Saturday, February 16, 2008

Footnote requirements in Germany

An anonymous comment asked: "Would you please describe the extent to which your university - or other German universities - require students to footnote their writings?"

German universities are, I assume, just like other universities. We are trying to teach people how to think and how to write, and how to be scientific in doing so. And thus, we are not interested in something your cousin's uncle saw on TV - we want the facts, please.

The form for footnotes varies from field to field, but in general, if it's not from you, it needs a footnote.

This is not done to torture poor students who don't have much time to get those term papers written between jobs and parties. It is so that someone else who reads what you write can verify - or disprove - what you wrote. In a way, it saves your hide.

Let's say you wrote "The world is flat." You just got yourself an "F", for stupidity. But if you write "Sticklemonger writes in [Sti99] that the world is flat", then it's not your stupidity, but Sticklemonger's, and that lets you off the hook.

If you use the argumentative structure from someone without referencing it (either inline or in a footnote) and that argumentative structure is wrong, it is again your fault unless you can point to the real author.

If you like a particular phrase or some sentence sums up what you want to say perfectly - go ahead, that's what the quotes are for - quote exactly, and give us the source. Not www.nytimes.com, I'd like both for web sites and for print literature a citation that lets me find exactly what you are quoting. That is, either an exact URL (and date) or the exact edition and page number.

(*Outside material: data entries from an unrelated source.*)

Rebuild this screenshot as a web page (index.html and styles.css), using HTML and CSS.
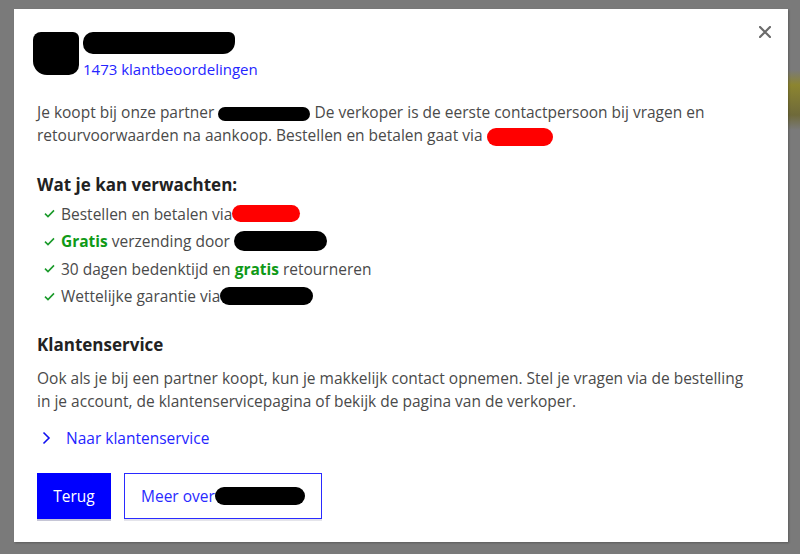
FILE: index.html
```html
<!DOCTYPE html>
<html lang="nl">
<head>
<meta charset="utf-8">
<link rel="stylesheet" href="styles.css">
</head>
<body>
<div class="overlay">
  <div class="modal">
    <button class="close" aria-label="Sluiten">
      <svg width="12" height="12" viewBox="0 0 12 12"><path d="M1 1L11 11M11 1L1 11" stroke="#6b6b6b" stroke-width="2.2" stroke-linecap="round"/></svg>
    </button>
    <div class="header">
      <span class="logo-blot"></span>
      <div class="header-text">
        <span class="name-blot"></span>
        <a class="reviews" href="#">1473 klantbeoordelingen</a>
      </div>
    </div>
    <p class="intro"><span>Je koopt bij onze partner</span> <span class="blot blot-black b1"></span> <span>De verkoper is de eerste contactpersoon bij vragen en</span><br><span>retourvoorwaarden na aankoop. Bestellen en betalen gaat via</span> <span class="blot blot-red b2"></span></p>

    <h2 class="title">Wat je kan verwachten:</h2>
    <ul class="checks">
      <li><span class="check"><svg width="11" height="9" viewBox="0 0 11 9"><path d="M1 4.6L4 7.6L10 1.4" fill="none" stroke="#1a9a2a" stroke-width="1.6"/></svg></span>Bestellen en betalen via<span class="blot blot-red b3"></span></li>
      <li><span class="check"><svg width="11" height="9" viewBox="0 0 11 9"><path d="M1 4.6L4 7.6L10 1.4" fill="none" stroke="#1a9a2a" stroke-width="1.6"/></svg></span><strong class="green">Gratis</strong>&nbsp;verzending door&nbsp;<span class="blot blot-black b4"></span></li>
      <li><span class="check"><svg width="11" height="9" viewBox="0 0 11 9"><path d="M1 4.6L4 7.6L10 1.4" fill="none" stroke="#1a9a2a" stroke-width="1.6"/></svg></span>30 dagen bedenktijd en&nbsp;<strong class="green">gratis</strong>&nbsp;retourneren</li>
      <li><span class="check"><svg width="11" height="9" viewBox="0 0 11 9"><path d="M1 4.6L4 7.6L10 1.4" fill="none" stroke="#1a9a2a" stroke-width="1.6"/></svg></span>Wettelijke garantie via<span class="blot blot-black b5"></span></li>
    </ul>

    <h2 class="title service">Klantenservice</h2>
    <p class="service-text">Ook als je bij een partner koopt, kun je makkelijk contact opnemen. Stel je vragen via de bestelling in je account, de klantenservicepagina of bekijk de pagina van de verkoper.</p>
    <a class="service-link" href="#"><svg width="9" height="14" viewBox="0 0 9 14"><path d="M1.5 1.5L7 7L1.5 12.5" fill="none" stroke="#1010f0" stroke-width="1.6"/></svg><span>Naar klantenservice</span></a>

    <div class="actions">
      <button class="btn btn-primary">Terug</button>
      <button class="btn btn-secondary">Meer over<span class="blot blot-black b6"></span></button>
    </div>
  </div>
</div>
</body>
</html>
```

FILE: styles.css
```css
* { box-sizing: border-box; }
html, body { margin: 0; padding: 0; }
body {
  width: 800px;
  height: 554px;
  overflow: hidden;
  background:
    linear-gradient(to bottom, transparent 70px, #8c8530 85px, #6f6a3a 115px, transparent 130px) right top / 14px 100% no-repeat,
    #7a7a7a;
  font-family: "Open Sans", "Liberation Sans", sans-serif;
  color: #4a4a4a;
}
.overlay {
  display: flex;
  padding: 9px 0 0 14px;
}
.modal {
  position: relative;
  width: 774px;
  height: 533px;
  background: #fff;
  padding: 21px 23px 23px 23px;
  box-shadow: 1px 1px 2px rgba(0,0,0,0.25);
}
.close {
  position: absolute;
  top: 17px;
  right: 17px;
  border: 0;
  background: none;
  padding: 0;
  width: 12px;
  height: 12px;
  display: flex;
}
.header {
  display: flex;
  align-items: flex-start;
}
.logo-blot {
  width: 46px;
  height: 43px;
  background: #000;
  border-radius: 8px 6px 10px 14px;
  margin: 2px 0 0 -4px;
  flex: none;
}
.header-text {
  display: flex;
  flex-direction: column;
  margin-left: 4px;
}
.name-blot {
  width: 152px;
  height: 22px;
  margin-top: 2px;
  background: #000;
  border-radius: 10px 6px 12px 10px;
}
.reviews {
  color: #2525ff;
  text-decoration: none;
  font-size: 15px;
  line-height: 20px;
  margin-top: 5px;
}
.intro {
  margin: 22px 0 0;
  font-size: 15.5px;
  line-height: 23px;
  width: 700px;
}
.blot {
  display: inline-block;
  vertical-align: middle;
  border-radius: 10px;
}
.blot-black { background: #000; }
.blot-red { background: #ff0000; }
.b1 { width: 92px; height: 14px; }
.b2 { width: 66px; height: 18px; }
.b3 { width: 68px; height: 17px; }
.b4 { width: 93px; height: 20px; }
.b5 { width: 93px; height: 18px; }
.b6 { width: 90px; height: 18px; }
.title {
  margin: 26px 0 0;
  font-size: 17px;
  line-height: 24px;
  font-weight: 700;
  color: #222;
}
.checks {
  list-style: none;
  margin: 3px 0 0;
  padding: 0 0 0 7px;
}
.checks li {
  display: flex;
  align-items: center;
  height: 27.5px;
  font-size: 15.5px;
}
.check {
  display: flex;
  width: 17px;
  flex: none;
}
.green {
  color: #0f9a17;
  font-weight: 700;
}
.service { margin-top: 23px; }
.service-text {
  margin: 10px 0 0;
  font-size: 15.5px;
  line-height: 23px;
  width: 715px;
}
.service-link {
  display: flex;
  align-items: center;
  gap: 15px;
  margin: 13px 0 0 5px;
  height: 24px;
  color: #2525ff;
  text-decoration: none;
  font-size: 15.5px;
}
.actions {
  display: flex;
  gap: 13px;
  margin-top: 23px;
}
.btn {
  height: 46px;
  font-family: inherit;
  font-size: 15.5px;
  padding: 0;
  display: flex;
  align-items: center;
  justify-content: center;
}
.btn-primary {
  width: 74px;
  background: #0000ff;
  color: #fff;
  border: 0;
  box-shadow: 0 2px 0 #c6c6d6;
}
.btn-secondary {
  width: 198px;
  background: #fff;
  color: #2a2aff;
  border: 1px solid #2a2aff;
  justify-content: flex-start;
  padding-left: 16px;
  box-shadow: 0 2px 0 #e4e4ea;
}
```
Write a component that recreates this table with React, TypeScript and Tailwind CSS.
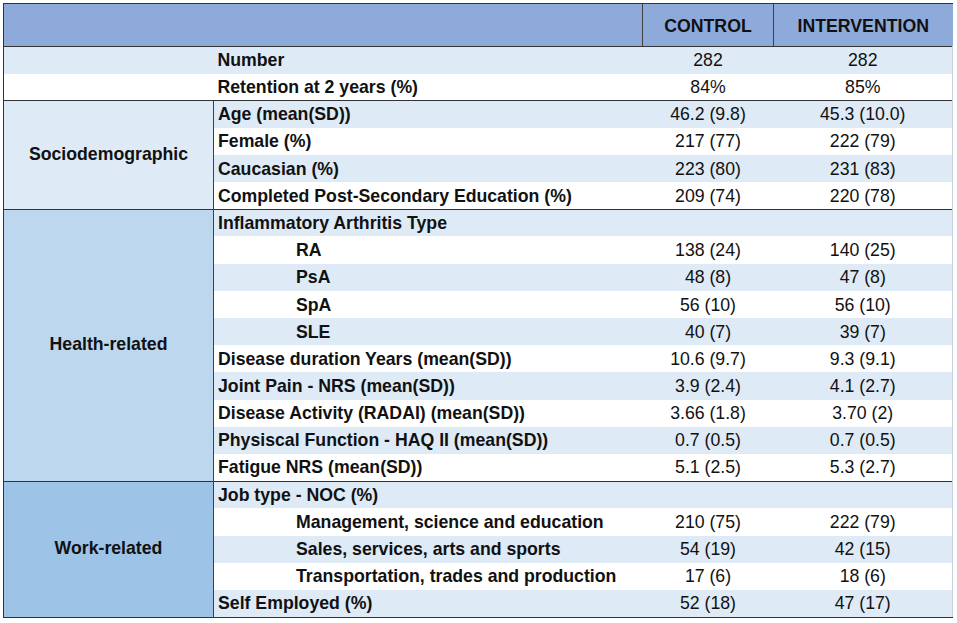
const font = { fontFamily: '"Liberation Sans", Arial, sans-serif' };

type Row = { label: string; indent?: boolean; control: string; intervention: string };

const top: Row[] = [
  { label: 'Number', control: '282', intervention: '282' },
  { label: 'Retention at 2 years (%)', control: '84%', intervention: '85%' },
];

const groups: { title: string; bg: string; rows: Row[] }[] = [
  {
    title: 'Sociodemographic',
    bg: 'bg-[#deeaf6]',
    rows: [
      { label: 'Age (mean(SD))', control: '46.2 (9.8)', intervention: '45.3 (10.0)' },
      { label: 'Female (%)', control: '217 (77)', intervention: '222 (79)' },
      { label: 'Caucasian (%)', control: '223 (80)', intervention: '231 (83)' },
      { label: 'Completed Post-Secondary Education (%)', control: '209 (74)', intervention: '220 (78)' },
    ],
  },
  {
    title: 'Health-related',
    bg: 'bg-[#bdd7ee]',
    rows: [
      { label: 'Inflammatory Arthritis Type', control: '', intervention: '' },
      { label: 'RA', indent: true, control: '138 (24)', intervention: '140 (25)' },
      { label: 'PsA', indent: true, control: '48 (8)', intervention: '47 (8)' },
      { label: 'SpA', indent: true, control: '56 (10)', intervention: '56 (10)' },
      { label: 'SLE', indent: true, control: '40 (7)', intervention: '39 (7)' },
      { label: 'Disease duration Years (mean(SD))', control: '10.6 (9.7)', intervention: '9.3 (9.1)' },
      { label: 'Joint Pain - NRS (mean(SD))', control: '3.9 (2.4)', intervention: '4.1 (2.7)' },
      { label: 'Disease Activity (RADAI) (mean(SD))', control: '3.66 (1.8)', intervention: '3.70 (2)' },
      { label: 'Physiscal Function - HAQ II (mean(SD))', control: '0.7 (0.5)', intervention: '0.7 (0.5)' },
      { label: 'Fatigue NRS (mean(SD))', control: '5.1 (2.5)', intervention: '5.3 (2.7)' },
    ],
  },
  {
    title: 'Work-related',
    bg: 'bg-[#9dc3e6]',
    rows: [
      { label: 'Job type - NOC (%)', control: '', intervention: '' },
      { label: 'Management, science and education', indent: true, control: '210 (75)', intervention: '222 (79)' },
      { label: 'Sales, services, arts and sports', indent: true, control: '54 (19)', intervention: '42 (15)' },
      { label: 'Transportation, trades and production', indent: true, control: '17 (6)', intervention: '18 (6)' },
      { label: 'Self Employed (%)', control: '52 (18)', intervention: '47 (17)' },
    ],
  },
];

const stripe = (i: number) => (i % 2 === 0 ? 'bg-[#deeaf6]' : 'bg-white');

const Values = ({ row }: { row: Row }) => (
  <>
    <td className="text-center pt-[2px]">{row.control}</td>
    <td className="text-center pt-[2px]">{row.intervention}</td>
  </>
);

const Label = ({ row }: { row: Row }) => (
  <td className={`font-bold pt-[2px] ${row.indent ? 'pl-[82px]' : 'pl-[4px]'}`}>{row.label}</td>
);

export default function App() {
  let idx = 2;
  return (
    <div className="bg-white w-[957px] h-[623px] pt-[3px] pl-[3px]" style={font}>
      <table className="table-fixed border-collapse w-[949px] text-[17.7px] leading-none text-[#111]">
        <colgroup>
          <col className="w-[210px]" />
          <col className="w-[429px]" />
          <col className="w-[131px]" />
          <col className="w-[179px]" />
        </colgroup>
        <thead>
          <tr className="h-[43px] bg-[#8eaadb] border-t border-l border-[#333]">
            <th colSpan={2} className="border-r border-[#3f3f3f]"></th>
            <th className="font-bold text-center pt-[3px] border-r border-[#3f3f3f]">CONTROL</th>
            <th className="font-bold text-center pt-[3px]">INTERVENTION</th>
          </tr>
        </thead>
        <tbody>
          {top.map((row, i) => (
            <tr
              key={row.label}
              className={`h-[27px] border-l border-r border-l-[#333] border-r-[#c8d3de] ${stripe(i)} ${
                i === 0 ? 'border-t border-t-[#333]' : ''
              }`}
            >
              <td></td>
              <Label row={row} />
              <Values row={row} />
            </tr>
          ))}
          {groups.map((g) =>
            g.rows.map((row, j) => {
              const i = idx++;
              return (
                <tr
                  key={row.label}
                  className={`h-[27.2px] border-l border-r border-l-[#333] border-r-[#c8d3de] ${stripe(i)} ${
                    j === 0 ? 'border-t border-t-[#333]' : ''
                  } ${i === 20 ? 'border-b border-b-[#333]' : ''}`}
                >
                  {j === 0 && (
                    <td rowSpan={g.rows.length} className={`${g.bg} border-r border-[#3f3f3f] text-center font-bold`}>
                      {g.title}
                    </td>
                  )}
                  <Label row={row} />
                  <Values row={row} />
                </tr>
              );
            }),
          )}
        </tbody>
      </table>
    </div>
  );
}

Someone asked me if there wasn't a way that a conscientious student could check that his paper didn't have a "mistaken plagiarism" in it. No magic here, either. Software can't see if your footnotes are set right, and it surely can't see if you are forgetting to quote some book right. The only way - and there is no royal road here - is to take notes religiously, noting down where you read what, carefully documenting quotes and dates and facts, so that you can refer to them properly.

Research is not something you google. Research takes time, patience, and discipline. It demands that you take notes, keep your work, be honest about your sources. And when you make an exciting discovery or can formulate a solid theory, it is really, really fun. Copying and cutting corners takes all the fun out of research. In Europe and elsewhere.

Sunday, February 10, 2008

The Plagiarius Awards 2008

The 2008 Awards for plagiarism of product designs have been awarded!

First place is for a salt and pepper shaker set, second place goes to a vegetable slicer (even the package is plagiarized!) and third place was awarded to something useful in heating elements (never seen one myself before, but that is beside the point).

Two special awards were given to a watch fabricator and to a "serial criminal" who has copied an entire series of technical toys.

Eight other products were given a dishonorable mention. They are on exhibition at the Plagiarism Museum in Solingen, Germany. The awards have been given yearly since 2004, and there is apparently no dearth of candidates.

Saturday, February 2, 2008

A Legal Twist on Plagiarism Detection

A representative of a German university asked for my help this past week. They want to purchase plagiarism detection software, but their legal department insists that they can only purchase software that they run locally, they may not send the papers to a third-party company for testing, as the papers are examination artefacts and not to be used outside of the university.

This gives plagiarism detection an interesting twist: software that runs locally does not normally have its own database - so it basically is just doing the search machine searches for you, in which case you might as well be doing the testing yourself. It is conceivable that a university might start a papers database of the locally submitted papers, but that will only be of marginal use, as copying from the Internet would not be found.

I have heard that locally installed plagiarism detection software has trouble negotiating licenses with large search machine companies for fast, repeated searches. So maybe what we need is some sort of Plagiarism Workbench that helps teachers do their searches themselves, recording what they tested when and helping them do documentation.

But it seems there is no substitute for doing one's own searching. Since we are, one hopes, actually reading all the papers and not just assigning random grades, we might as well do a quick check after reading on a few paragraphs. As I have often shown: 3-5 nouns suffice.